Whenever a line below holds the word "this", copy that line.

##### DATA PROVIDED

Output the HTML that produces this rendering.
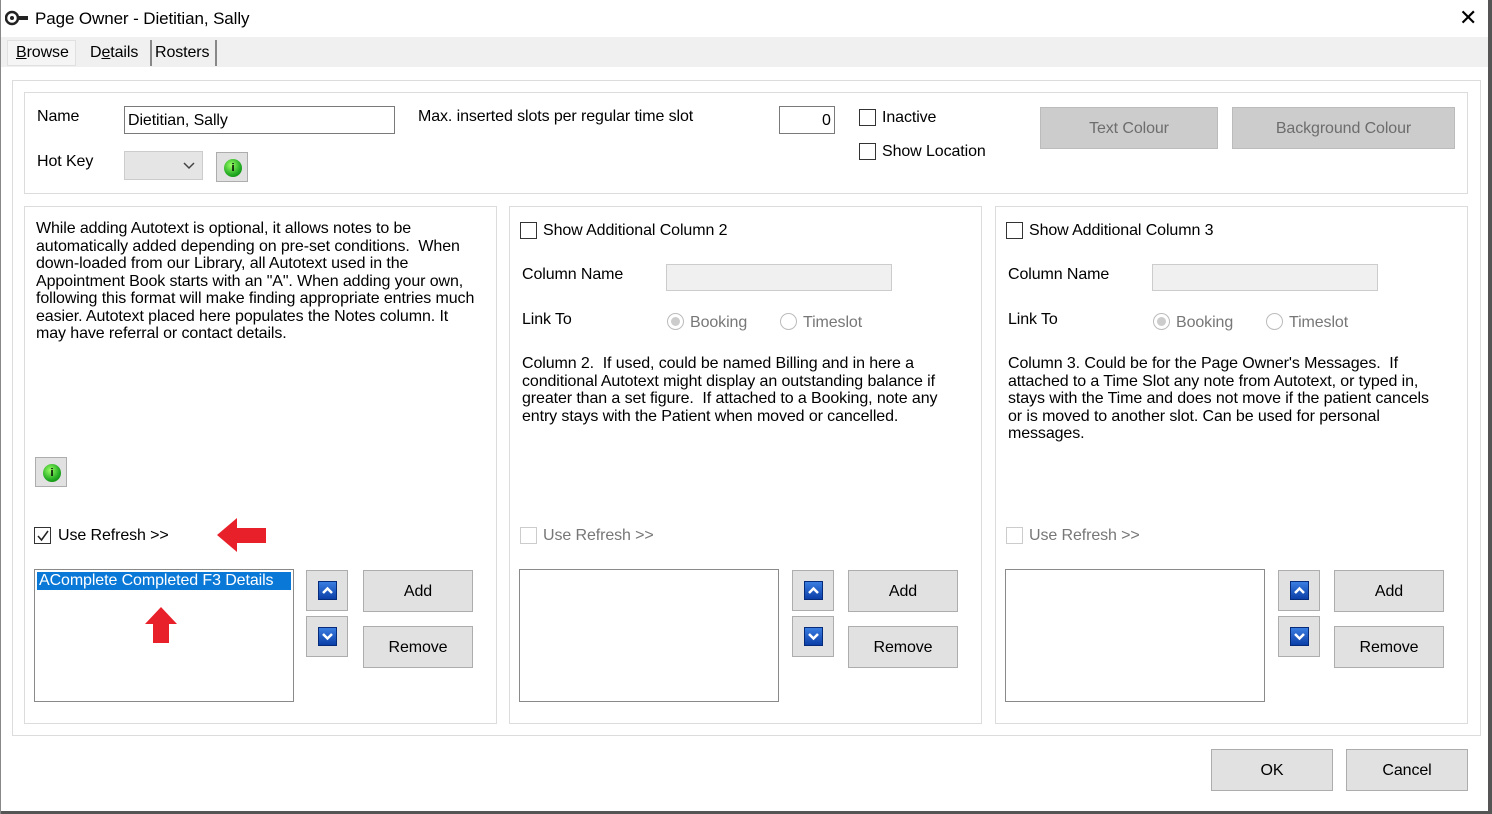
<!DOCTYPE html>
<html><head><meta charset="utf-8"><style>
*{box-sizing:border-box;margin:0;padding:0}
body{width:1492px;height:814px;background:#fff;font-family:"Liberation Sans",sans-serif;font-size:16px;letter-spacing:-0.1px;color:#000;position:relative;overflow:hidden}
.a{position:absolute;white-space:nowrap;margin-top:1px}
.box{position:absolute;border:1px solid #dcdcdc}
.btn{position:absolute;background:#e1e1e1;border:1px solid #adadad;display:flex;align-items:center;justify-content:center}
.cb{position:absolute;width:17px;height:17px;border:1.5px solid #333;background:#fff}
.cbd{border-color:#ccc}
.rad{position:absolute;width:17px;height:17px;border:1px solid #bbb;border-radius:50%;background:#fff}
.inp{position:absolute;border:1px solid #7a7a7a;background:#fff}
.lst{position:absolute;border:1px solid #8a8a8a;background:#fff}
.ar{position:absolute;width:19px;height:19px;background:linear-gradient(#3a7de0,#0b3fa8);border:1px solid #062a7a}
.p{position:absolute;line-height:17.5px;white-space:pre;margin-top:1px}
.gray{color:#777}
.info{position:absolute;width:32px;height:30px;background:#e1e1e1;border:1px solid #adadad}
.info i{position:absolute;left:7px;top:6px;width:18px;height:18px;border-radius:50%;background:radial-gradient(circle at 40% 35%,#9f6,#2a2 60%,#070);font-style:normal;font-size:11px;font-weight:bold;color:#000;text-align:center;line-height:18px}
</style></head><body>
<div style="position:absolute;right:0;top:0;width:4px;height:814px;background:#555"></div>
<div style="position:absolute;left:0;bottom:0;width:1492px;height:3px;background:#555"></div>
<div style="position:absolute;left:0;top:0;width:1px;height:814px;background:#888"></div>
<svg style="position:absolute;left:5px;top:10px" width="24" height="16" viewBox="0 0 24 16"><circle cx="7" cy="8" r="6" fill="none" stroke="#222" stroke-width="2.5"/><circle cx="7" cy="8" r="2" fill="#222"/><rect x="12" y="6" width="11" height="4" fill="#222"/></svg>
<div class="a" style="left:35px;top:8px;font-size:17px">Page Owner - Dietitian, Sally</div>
<div class="a" style="left:1459px;top:4px;font-size:22px">✕</div>
<div style="position:absolute;left:1px;top:37px;width:1487px;height:30px;background:#f0f0f0"></div>
<div style="position:absolute;left:7px;top:40px;width:69px;height:26px;border:1px solid #e0e0e0;background:#f5f5f5"></div>
<div class="a" style="left:16px;top:43px;font-size:16px"><u>B</u>rowse</div>
<div class="a" style="left:90px;top:43px;font-size:16px">D<u>e</u>tails</div>
<div style="position:absolute;left:150px;top:40px;width:2px;height:26px;background:#888"></div>
<div class="a" style="left:155px;top:43px;font-size:16px">Rosters</div>
<div style="position:absolute;left:215px;top:40px;width:2px;height:26px;background:#888"></div>
<div class="box" style="left:12px;top:80px;width:1469px;height:656px"></div>
<div class="box" style="left:24px;top:92px;width:1444px;height:102px"></div>
<div class="a" style="left:37px;top:107px">Name</div>
<div class="inp" style="left:124px;top:106px;width:271px;height:28px"></div>
<div class="a" style="left:128px;top:111px">Dietitian, Sally</div>
<div class="a" style="left:37px;top:152px">Hot Key</div>
<div style="position:absolute;left:124px;top:151px;width:79px;height:29px;background:#e5e5e5;border:1px solid #ccc"></div>
<svg style="position:absolute;left:183px;top:162px" width="12" height="8"><path d="M1 1l5 5 5-5" fill="none" stroke="#444" stroke-width="1.5"/></svg>
<div class="info" style="left:216px;top:152px"><i>i</i></div>
<div class="a" style="left:418px;top:107px">Max. inserted slots per regular time slot</div>
<div class="inp" style="left:779px;top:106px;width:56px;height:28px"></div>
<div class="a" style="left:822px;top:111px">0</div>
<div class="cb" style="left:859px;top:109px"></div><div class="a" style="left:882px;top:108px">Inactive</div>
<div class="cb" style="left:859px;top:143px"></div><div class="a" style="left:882px;top:142px">Show Location</div>
<div class="btn" style="left:1040px;top:107px;width:178px;height:42px;background:#ccc;border-color:#bbb;color:#6d6d6d;padding-top:1px">Text Colour</div>
<div class="btn" style="left:1232px;top:107px;width:223px;height:42px;background:#ccc;border-color:#bbb;color:#6d6d6d;padding-top:1px">Background Colour</div>

<!-- left -->
<div class="box" style="left:24px;top:206px;width:473px;height:518px"></div>
<div class="p" style="left:36px;top:219px">While adding Autotext is optional, it allows notes to be
automatically added depending on pre-set conditions.  When
down-loaded from our Library, all Autotext used in the
Appointment Book starts with an "A". When adding your own,
following this format will make finding appropriate entries much
easier. Autotext placed here populates the Notes column. It
may have referral or contact details.</div>
<div class="info" style="left:35px;top:457px"><i>i</i></div>
<div class="cb" style="left:34px;top:527px"></div>
<svg style="position:absolute;left:36px;top:529px" width="14" height="14"><path d="M2 7l3.5 4L12 2" fill="none" stroke="#222" stroke-width="1.5"/></svg>
<div class="a" style="left:58px;top:526px">Use Refresh &gt;&gt;</div>
<svg style="position:absolute;left:217px;top:518px" width="50" height="34"><path d="M0 17L20 0V10H49V25H20V34Z" fill="#e8202a"/></svg>
<div class="lst" style="left:34px;top:569px;width:260px;height:133px"></div>
<div class="a" style="left:37px;top:571px;width:254px;height:18px;background:#0a78d7;color:#fff;padding-left:2px;line-height:18px">AComplete Completed F3 Details</div>
<svg style="position:absolute;left:145px;top:607px" width="32" height="36"><path d="M16 0L32 17H24V36H8V17H0Z" fill="#e8202a"/></svg>

<!-- mid -->
<div class="box" style="left:509px;top:206px;width:473px;height:518px"></div>
<div class="cb" style="left:520px;top:222px"></div><div class="a" style="left:543px;top:221px">Show Additional Column 2</div>
<div class="a" style="left:522px;top:265px">Column Name</div>
<div style="position:absolute;left:666px;top:264px;width:226px;height:27px;background:#f0f0f0;border:1px solid #ccc"></div>
<div class="a" style="left:522px;top:310px">Link To</div>
<div class="rad" style="left:667px;top:313px"><div style="margin:3px;width:9px;height:9px;border-radius:50%;background:#ccc"></div></div><div class="a gray" style="left:690px;top:313px">Booking</div>
<div class="rad" style="left:780px;top:313px"></div><div class="a gray" style="left:803px;top:313px">Timeslot</div>
<div class="p" style="left:522px;top:354px">Column 2.  If used, could be named Billing and in here a
conditional Autotext might display an outstanding balance if
greater than a set figure.  If attached to a Booking, note any
entry stays with the Patient when moved or cancelled.</div>
<div class="cb cbd" style="left:520px;top:527px"></div><div class="a gray" style="left:543px;top:526px">Use Refresh &gt;&gt;</div>
<div class="lst" style="left:519px;top:569px;width:260px;height:133px"></div>

<!-- right -->
<div class="box" style="left:995px;top:206px;width:473px;height:518px"></div>
<div class="cb" style="left:1006px;top:222px"></div><div class="a" style="left:1029px;top:221px">Show Additional Column 3</div>
<div class="a" style="left:1008px;top:265px">Column Name</div>
<div style="position:absolute;left:1152px;top:264px;width:226px;height:27px;background:#f0f0f0;border:1px solid #ccc"></div>
<div class="a" style="left:1008px;top:310px">Link To</div>
<div class="rad" style="left:1153px;top:313px"><div style="margin:3px;width:9px;height:9px;border-radius:50%;background:#ccc"></div></div><div class="a gray" style="left:1176px;top:313px">Booking</div>
<div class="rad" style="left:1266px;top:313px"></div><div class="a gray" style="left:1289px;top:313px">Timeslot</div>
<div class="p" style="left:1008px;top:354px">Column 3. Could be for the Page Owner's Messages.  If
attached to a Time Slot any note from Autotext, or typed in,
stays with the Time and does not move if the patient cancels
or is moved to another slot. Can be used for personal
messages.</div>
<div class="cb cbd" style="left:1006px;top:527px"></div><div class="a gray" style="left:1029px;top:526px">Use Refresh &gt;&gt;</div>
<div class="lst" style="left:1005px;top:569px;width:260px;height:133px"></div>

<div class="btn" style="left:306px;top:570px;width:42px;height:41px"><div class="ar" style="position:static"><svg width="17" height="17"><path d="M4 11l4.5-4.5L13 11" fill="none" stroke="#fff" stroke-width="2.5"/></svg></div></div>
<div class="btn" style="left:306px;top:616px;width:42px;height:41px"><div class="ar" style="position:static"><svg width="17" height="17"><path d="M4 6l4.5 4.5L13 6" fill="none" stroke="#fff" stroke-width="2.5"/></svg></div></div>
<div class="btn" style="left:363px;top:570px;width:110px;height:42px;padding-top:2px">Add</div>
<div class="btn" style="left:363px;top:626px;width:110px;height:42px;padding-top:2px">Remove</div>

<div class="btn" style="left:792px;top:570px;width:42px;height:41px"><div class="ar" style="position:static"><svg width="17" height="17"><path d="M4 11l4.5-4.5L13 11" fill="none" stroke="#fff" stroke-width="2.5"/></svg></div></div>
<div class="btn" style="left:792px;top:616px;width:42px;height:41px"><div class="ar" style="position:static"><svg width="17" height="17"><path d="M4 6l4.5 4.5L13 6" fill="none" stroke="#fff" stroke-width="2.5"/></svg></div></div>
<div class="btn" style="left:848px;top:570px;width:110px;height:42px;padding-top:2px">Add</div>
<div class="btn" style="left:848px;top:626px;width:110px;height:42px;padding-top:2px">Remove</div>

<div class="btn" style="left:1278px;top:570px;width:42px;height:41px"><div class="ar" style="position:static"><svg width="17" height="17"><path d="M4 11l4.5-4.5L13 11" fill="none" stroke="#fff" stroke-width="2.5"/></svg></div></div>
<div class="btn" style="left:1278px;top:616px;width:42px;height:41px"><div class="ar" style="position:static"><svg width="17" height="17"><path d="M4 6l4.5 4.5L13 6" fill="none" stroke="#fff" stroke-width="2.5"/></svg></div></div>
<div class="btn" style="left:1334px;top:570px;width:110px;height:42px;padding-top:2px">Add</div>
<div class="btn" style="left:1334px;top:626px;width:110px;height:42px;padding-top:2px">Remove</div>

<div class="btn" style="left:1211px;top:749px;width:122px;height:42px;padding-top:2px">OK</div>
<div class="btn" style="left:1346px;top:749px;width:122px;height:42px;padding-top:2px">Cancel</div>
</body></html>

##########

## FULL ANSWER
Output the HTML that produces this rendering.
following this format will make finding appropriate entries much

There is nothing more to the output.